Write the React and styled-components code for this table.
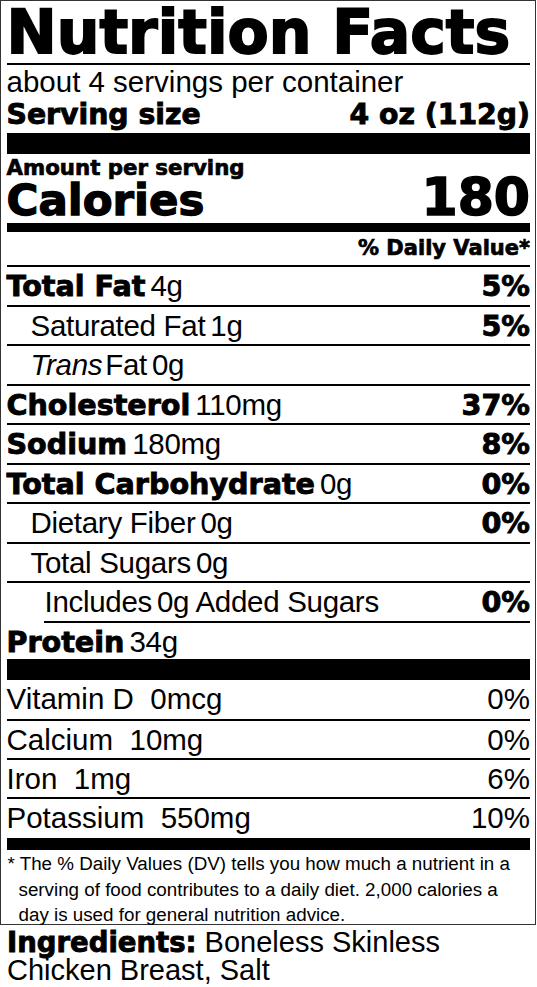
import React from 'react';
import styled, { createGlobalStyle } from 'styled-components';

const GlobalStyle = createGlobalStyle`
  html, body {
    margin: 0;
    padding: 0;
    background: #fff;
  }
  body {
    font-family: "Liberation Sans", Arial, sans-serif;
    color: #000;
  }
`;

// heavy face used for all the bold label text
const heavy = `
  font-family: "DejaVu Sans", "Liberation Sans", sans-serif;
  font-weight: 700;
`;

const nutrients = [
  { name: 'Total Fat', amount: '4g', dv: '5%', bold: true },
  { name: 'Saturated Fat', amount: '1g', dv: '5%', indent: 24 },
  { name: 'Fat', trans: true, amount: '0g', indent: 24 },
  { name: 'Cholesterol', amount: '110mg', dv: '37%', bold: true },
  { name: 'Sodium', amount: '180mg', dv: '8%', bold: true },
  { name: 'Total Carbohydrate', amount: '0g', dv: '0%', bold: true },
  { name: 'Dietary Fiber', amount: '0g', dv: '0%', indent: 24 },
  { name: 'Total Sugars', amount: '0g', indent: 24 },
  { name: 'Includes', amount: '0g Added Sugars', dv: '0%', inset: 37, indent: 1 },
];

const vitamins = [
  { name: 'Vitamin D', amount: '0mcg', dv: '0%' },
  { name: 'Calcium', amount: '10mg', dv: '0%' },
  { name: 'Iron', amount: '1mg', dv: '6%' },
  { name: 'Potassium', amount: '550mg', dv: '10%' },
];

const App = () => {
  return (
    <>
      <GlobalStyle />
      <Label>
        <Title>Nutrition Facts</Title>
        <Servings>about 4 servings per container</Servings>
        <ServingSize>
          <span>Serving size</span>
          <span>4 oz (112g)</span>
        </ServingSize>
        <Bar $h={21} />

        <Amount>Amount per serving</Amount>
        <CaloriesRow>
          <span>Calories</span>
          <Big>180</Big>
        </CaloriesRow>
        <Bar $h={9} />

        <DvHeader>% Daily Value*</DvHeader>

        {nutrients.map((item, index) => (
          <Row key={index} $inset={item.inset || 0} $indent={item.indent || 0}>
            <Name>
              {item.trans && <Italic>Trans</Italic>}
              {item.bold ? <Strong>{item.name}</Strong> : item.name}
              <Value>{item.amount}</Value>
            </Name>
            {item.dv && <Pct>{item.dv}</Pct>}
          </Row>
        ))}
        <Row $last>
          <Name>
            <Strong>Protein</Strong>
            <Value>34g</Value>
          </Name>
        </Row>
        <Bar $h={21} />

        {vitamins.map((item, index) => (
          <VitaminRow key={index} $first={index === 0}>
            <span>{item.name}  {item.amount}</span>
            <span>{item.dv}</span>
          </VitaminRow>
        ))}
        <Bar $h={12} />

        <Footnote>
          * The % Daily Values (DV) tells you how much a nutrient in a serving of food contributes to a daily diet. 2,000 calories a day is used for general nutrition advice.
        </Footnote>
      </Label>

      <Ingredients>
        <Strong>Ingredients:</Strong> Boneless Skinless Chicken Breast, Salt
      </Ingredients>
    </>
  );
};

const Label = styled.section`
  width: 536px;
  box-sizing: border-box;
  border: 1.5px solid #333;
  padding: 0 5px 0 5.5px;
`;

const Title = styled.h1`
  ${heavy}
  margin: 0;
  height: 62px;
  line-height: 62px;
  font-size: 60px;
  -webkit-text-stroke: 1.8px #000;
  white-space: nowrap;
  border-bottom: 2px solid #000;
`;

const Servings = styled.div`
  height: 33px;
  line-height: 34px;
  font-size: 29.5px;
  white-space: nowrap;
`;

const ServingSize = styled.div`
  ${heavy}
  display: flex;
  justify-content: space-between;
  height: 33px;
  line-height: 33px;
  font-size: 28.3px;
  -webkit-text-stroke: 0.9px #000;
  white-space: nowrap;
`;

const Bar = styled.div`
  height: ${({ $h }) => $h}px;
  background: #000;
  margin-top: 2px;
`;

const Amount = styled.div`
  ${heavy}
  padding-top: 3px;
  height: 22px;
  line-height: 22px;
  font-size: 21.3px;
  -webkit-text-stroke: 0.7px #000;
`;

const CaloriesRow = styled.div`
  ${heavy}
  display: flex;
  justify-content: space-between;
  align-items: baseline;
  height: 42px;
  line-height: 36px;
  font-size: 43.5px;
  -webkit-text-stroke: 1.3px #000;
`;

const Big = styled.span`
  font-size: 52px;
  -webkit-text-stroke: 1.6px #000;
`;

const DvHeader = styled.div`
  ${heavy}
  text-align: right;
  height: 33px;
  line-height: 33px;
  font-size: 21px;
  -webkit-text-stroke: 0.7px #000;
  border-bottom: 2px solid #000;
`;

const Row = styled.div`
  display: flex;
  justify-content: space-between;
  align-items: baseline;
  line-height: 37.5px;
  font-size: 29.5px;
  white-space: nowrap;
  margin-left: ${({ $inset }) => $inset}px;
  padding-left: ${({ $indent }) => $indent}px;
  border-bottom: ${({ $last }) => ($last ? 'none' : '2px solid #000')};
  height: ${({ $last }) => ($last ? '34.5px' : '37.5px')};
`;

const Name = styled.span`
  display: flex;
  align-items: baseline;
  letter-spacing: -0.3px;
`;

const Strong = styled.span`
  ${heavy}
  font-size: 28.6px;
  letter-spacing: 0;
  -webkit-text-stroke: 0.9px #000;
`;

const Italic = styled.i`
  margin-right: 3px;
`;

const Value = styled.span`
  margin-left: 5px;
`;

const Pct = styled.span`
  ${heavy}
  font-size: 28.6px;
  -webkit-text-stroke: 0.9px #000;
`;

const VitaminRow = styled.div`
  display: flex;
  justify-content: space-between;
  line-height: 37px;
  font-size: 29.5px;
  white-space: pre;
  border-top: ${({ $first }) => ($first ? 'none' : '2px solid #000')};
  height: ${({ $first }) => ($first ? '39px' : '37px')};
`;

const Footnote = styled.p`
  margin: 0;
  height: 73px;
  padding: 1px 0 0 12px;
  text-indent: -11px;
  font-size: 18.8px;
  line-height: 25.5px;
`;

const Ingredients = styled.p`
  margin: 4px 0 0;
  padding: 0 0 0 7px;
  font-size: 29px;
  line-height: 27.5px;

  ${Strong} {
    font-size: 27.5px;
  }
`;

export default App;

____

### Problem details
Extract each line holding the string "React".

### Task response
Write the React and styled-components code for this table.
import React from 'react';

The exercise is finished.